At a structural level schools are shaped by forces which often have little to do with pedagogy. The daily routine, of bells and lessons, of movement from classroom to classroom, of lunches and recess breaks all timed to the minute, brings constraints in its rigidity. The silos of knowledge which are the disciplines we use to structure our students learning present a world where understanding is neatly divided. These structures make the process of managing a school somewhat easier and may have served our needs well once, but now prove to be obstacles more than supports. We want our students to be problem finders and solvers armed with diverse skills and the capacity to use what they know in new contexts and yet we continue to present learning to them in neat boxes.
Our experience of school tells us that we forgot much of what we learned and make little use of other parts. We hoe our children will have a different experience of school to that which we had. We sympathise with Mark Twain when states that “I have never let my schooling interfere with my education” and smile as we read Einstein’s well worn exclamation that "Education is what remains after one has forgotten what one has learned in school.” Despite wanting something better for our students, a focus on deep understanding and life-worthy learning, we struggle to overcome structures for how we assess learning and consequently the learning that we value. We measure what is easily measured even though we know it is not what is most valued in the lives our students are likely to live.
Our schools shape the future pathways taken by our students. We see this in the post school choices that they make and the elective courses they choose for their final years of study. Exploring the data we have on subject selections and post school pathways reveal gender biases*. We know that fewer girls choose STEM pathways and that boys are more likely to take on high level maths even though there is no evidence of gender differences in an individuals capacity for these subjects. We know that changing this pattern is vital for enhanced equity and we see these patterns reflected in the subject choices of those most impacted by social disadvantaged. We know that research points to connections between our pedagogical moves in these subjects, that an emphasis on rote learning, speed of recall, individualism (as opposed to collaborative learning) and procedural methods (rather than creativity and reasoning) combined with a scarcity of strong role models for those who are not white and male contributes to the inequities.
We can change this but it will require our very best thinking. We must seek to clarify our purposes and understand deeply what our children most require from their time in school. In determine this we need to look forward to the world they will occupy rather than looking back at the forces, knowledge and beliefs which produced traditional models of schooling. We need to reassess all that we do from the most obvious pillars of our educational systems to the seemingly most insignificant elements. We need to align all that we do, believe and value with our purposes and measure their value against how effectively they drive us towards achieving our goals.

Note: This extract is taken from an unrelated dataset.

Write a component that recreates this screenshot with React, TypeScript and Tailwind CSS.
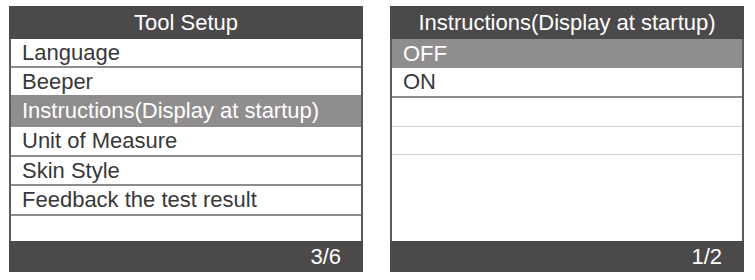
import React from 'react';

const font = { fontFamily: '"Liberation Sans", Arial, sans-serif' };

interface Row {
  label: string;
  h: string;
  selected?: boolean;
  border: string;
}

const leftRows: Row[] = [
  { label: 'Language', h: 'h-[29px]', border: 'border-b-2 border-[#8c8c8c]' },
  { label: 'Beeper', h: 'h-[29px]', border: 'border-b-2 border-[#8c8c8c]' },
  { label: 'Instructions(Display at startup)', h: 'h-[30px]', selected: true, border: 'border-b-2 border-[#8c8c8c]' },
  { label: 'Unit of Measure', h: 'h-[30px]', border: 'border-b-2 border-[#8c8c8c]' },
  { label: 'Skin Style', h: 'h-[29px]', border: 'border-b-2 border-[#8c8c8c]' },
  { label: 'Feedback the test result', h: 'h-[30px]', border: 'border-b-2 border-[#8c8c8c]' },
  { label: '', h: 'h-[25px]', border: '' },
];

const rightRows: Row[] = [
  { label: 'OFF', h: 'h-[29px]', selected: true, border: '' },
  { label: 'ON', h: 'h-[30px]', border: 'border-b-2 border-[#8c8c8c]' },
  { label: '', h: 'h-[29px]', border: 'border-b border-[#d2d2d2]' },
  { label: '', h: 'h-[28px]', border: 'border-b border-[#d2d2d2]' },
  { label: '', h: 'h-[86px]', border: '' },
];

function Panel({ title, rows, page }: { title: string; rows: Row[]; page: string }) {
  return (
    <div className="w-[354px] h-[266px] flex flex-col">
      <div className="h-[33px] bg-[#4b494a] text-white text-[22px] leading-[34px] text-center">{title}</div>
      <div className="flex-1 flex flex-col border-x-2 border-[#5c5c5c] bg-white">
        {rows.map((r, i) => (
          <div
            key={i}
            className={`${r.h} ${r.border} flex items-center pl-[11px] text-[22px] leading-none ${
              r.selected ? 'bg-[#8f8d8e] text-white' : 'text-[#383838]'
            }`}
          >
            {r.label}
          </div>
        ))}
      </div>
      <div className="h-[31px] bg-[#4b494a] text-white text-[22px] leading-[31px] text-right pr-[22px]">{page}</div>
    </div>
  );
}

export default function App() {
  return (
    <div className="w-[755px] h-[280px] bg-white flex gap-[27px] pt-[6px] pl-[9px]" style={font}>
      <Panel title="Tool Setup" rows={leftRows} page="3/6" />
      <Panel title="Instructions(Display at startup)" rows={rightRows} page="1/2" />
    </div>
  );
}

The difficulty is that systems as old and as entrenched as those which shape schools are difficult to change. It would almost be easier to start afresh with the mindset and attitude of a young start up exploring new frontiers for the very first time without the baggage of our existing systems. And yet doing so ignores that there is much to be valued in our current model. Great teachers are those who build empowering relationships with their learners. Our education system is full of such teachers. Passionate teachers strive to understand their learners and act as role models for them to follow. Quality schools make connections with their communities, with industry, with educational researchers and are already asking the right questions about their purpose and how they might best achieve meaningful goals with and for their students. In countless classrooms and you see students engaged with powerful learning opportunities where they are challenged by choice, are drivers of their learning and are active participants in learning that matters to them now and into their futures. Teachers and school leaders who work within the system they have while gently pushing for change.
Simon Sinek encourages us to “Start with Why”. His claim is that when we start with a clear understanding of why we do what we do, we are more likely to do it well and to achieve true success. For too long the answer to “Why?” in schools has been “Because that is the way we always do things”. The time for changing this is clearly here, we must always ask “why” and our answer needs to always be linked to the needs of our learners today and their tomorrow.
By Nigel Coutts
*New South Wales, Australia found in 2001 that 19.7% of boys and 16.8% of girls went on to study a mathematics/science combination in the Higher School Certificate . By 2011 these figures had dropped to 18.6% of boys and 13.8% of girls (Mack & Walsh, 2013, p. 1 p. 8).